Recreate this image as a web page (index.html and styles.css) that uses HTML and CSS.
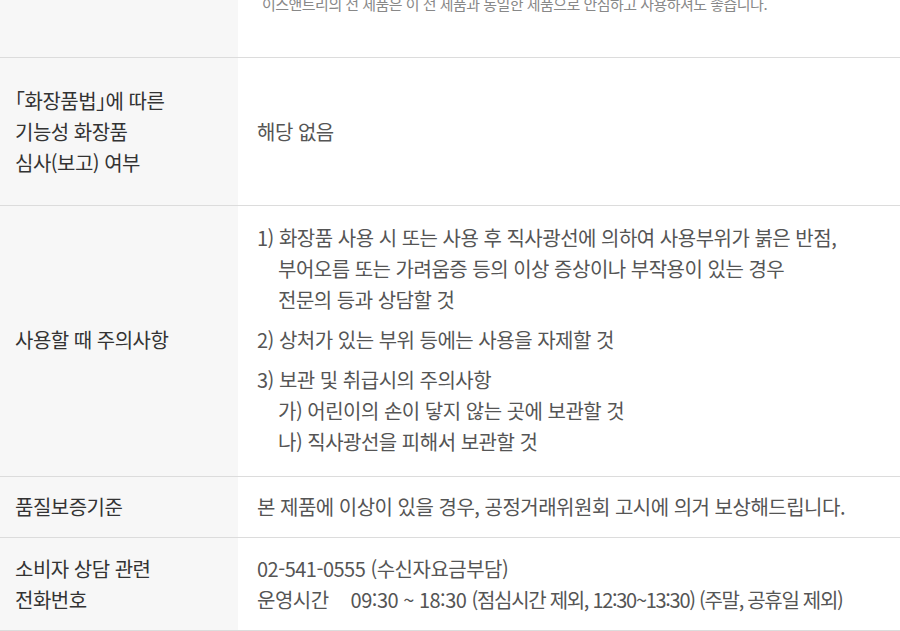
FILE: index.html
```html
<!DOCTYPE html>
<html lang="ko">
<head>
<meta charset="utf-8">
<link rel="stylesheet" href="styles.css">
</head>
<body>
<div class="table">
  <div class="row row-first">
    <div class="th"></div>
    <div class="td td-note">이스앤트리의 전 제품은 이 전 제품과 동일한 제품으로 안심하고 사용하셔도 좋습니다.</div>
  </div>
  <div class="row row-func">
    <div class="th"><div><span class="halt">「</span>화장품법<span class="halt">」</span>에 따른<br>기능성 화장품<br>심사(보고) 여부</div></div>
    <div class="td td-center">해당 없음</div>
  </div>
  <div class="row row-caution">
    <div class="th"><div>사용할 때 주의사항</div></div>
    <div class="td">
      <p class="item">1) 화장품 사용 시 또는 사용 후 직사광선에 의하여 사용부위가 붉은 반점,<br><span class="ind">부어오름 또는 가려움증 등의 이상 증상이나 부작용이 있는 경우</span><br><span class="ind">전문의 등과 상담할 것</span></p>
      <p class="item">2) 상처가 있는 부위 등에는 사용을 자제할 것</p>
      <p class="item">3) 보관 및 취급시의 주의사항<br><span class="ind">가) 어린이의 손이 닿지 않는 곳에 보관할 것</span><br><span class="ind">나) 직사광선을 피해서 보관할 것</span></p>
    </div>
  </div>
  <div class="row row-quality">
    <div class="th"><div>품질보증기준</div></div>
    <div class="td">본 제품에 이상이 있을 경우, 공정거래위원회 고시에 의거 보상해드립니다.</div>
  </div>
  <div class="row row-contact">
    <div class="th"><div>소비자 상담 관련<br>전화번호</div></div>
    <div class="td">02-541-0555 (수신자요금부담)<br><span class="label">운영시간</span>09:30 ~ 18:30 <span class="tight">(점심시간 제외, 12:30~13:30) (주말, 공휴일 제외)</span></div>
  </div>
</div>
</body>
</html>
```
FILE: styles.css
```css
html, body {
  margin: 0;
  padding: 0;
  background: #fff;
}
body {
  width: 900px;
  height: 631px;
  overflow: hidden;
  font-family: "Noto Sans CJK KR", "Noto Sans", sans-serif;
  font-size: 20px;
  letter-spacing: -0.025em;
}
.table {
  margin-top: -7px;
}
.row {
  display: grid;
  grid-template-columns: 238px 1fr;
  border-bottom: 1px solid #dcdcdc;
}
.th {
  background: #f7f7f7;
  color: #333;
  padding: 0 15px;
  line-height: 31px;
  display: flex;
  align-items: center;
}
.halt {
  font-feature-settings: "halt";
}
.td {
  color: #555;
  padding: 0 19px;
  line-height: 31px;
  white-space: nowrap;
}
.td-note {
  font-size: 15px;
  line-height: 22px;
  color: #888;
  padding: 0 19px 42px 24px;
  letter-spacing: -0.035em;
}
.td-center {
  display: flex;
  align-items: center;
}
.row-func > div {
  padding-top: 27px;
  padding-bottom: 27px;
}
.row-caution > div {
  padding-top: 16px;
  padding-bottom: 19px;
}
.item {
  margin: 0 0 9px;
}
.item:last-child {
  margin-bottom: 0;
}
.ind {
  padding-left: 21px;
}
.row-quality > div {
  padding-top: 14px;
  padding-bottom: 15px;
}
.row-contact > div {
  padding-top: 15px;
  padding-bottom: 15px;
}
.label {
  margin-right: 22px;
}
.tight {
  letter-spacing: -0.065em;
}
```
__________
Your task: Extract, from the material above, each line holding the word "index".

Full output:
Recreate this image as a web page (index.html and styles.css) that uses HTML and CSS.
FILE: index.html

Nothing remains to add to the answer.